Whenever I had problems with NaN losses after a few steps/epochs, it has nearly always boiled down to two possible causes:

  1. using BatchNormalization : this is highly model dependent, but I’ve had cases where disabling BN made the NaN loss go away.

  2. The use of an MSE without a small epsilon to guard against a zero result. I do not know exactly the reason why this fails, but my assumption is that during gradient calculation an (almost-)zero loss leads to a division by (almost-)zero causing the backprop to skyrocket your weights.

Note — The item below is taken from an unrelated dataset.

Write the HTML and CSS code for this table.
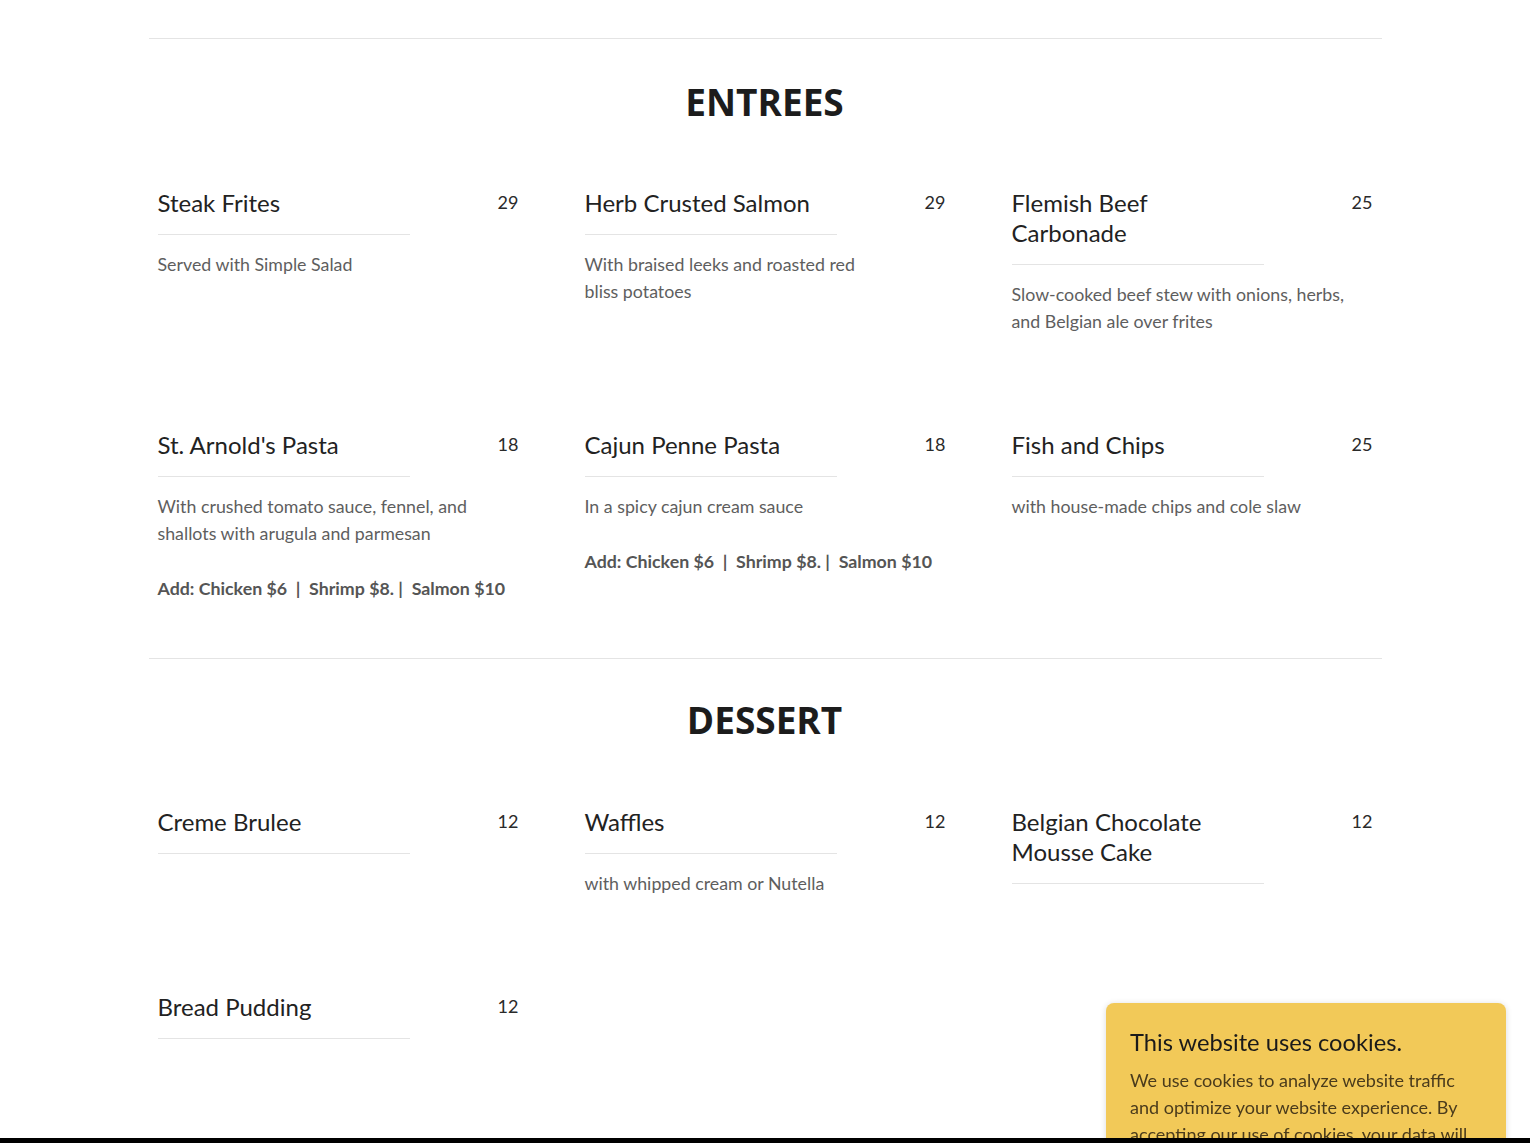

I’ve had this problem when using tf.linalg.norm, not sure it applies to the keras backend, but it might be a useful thing to try. Just add a small term like 1e-8 to the first term of your loss function.

Another thing you can try to debug this is to use tf.debugging.enable_check_numerics and run your training in eager mode. You might catch when a NaN is introduced that way.

Good luck!

1 Like

I think this might be an issue. In the first loss function formula, if the predicted parameters Ct are NaN, then the mean squared error of a NaN is NaN.

Could you please try to change the formula with K.maximum (Ct_hat-Ct, 0) is always finite, even if the predicted parameters Ct are NaN.

Just a thought, there might be other possibilities or challenges not mentioned above.

Thanks.

Hello, @ karl_landheer.

I couldn’t completely understand from the problem description - why are you using ‘softmax’ with MSE loss? Softmax is used mostly with categorical cross entropy /CCE/ type losses and for classification problems when having one-hot labels. If this is a classification problem it is not good idea to use MSE but rather CCE type loss. If this is a regression problem, I am not sure that you need the softmax, maybe sigmoid or just remove it.

Anyway,recently I made this post - it shows how TensorFlow GradientTape can be used to study what exactly s going on during the error gradients calculations and model fit() and for experiments with custom losses . It should be possible to check with this method where the NaN came from (this can happens for example when very close to zero error gradient buffer coming from incorrect labels is backpropagated).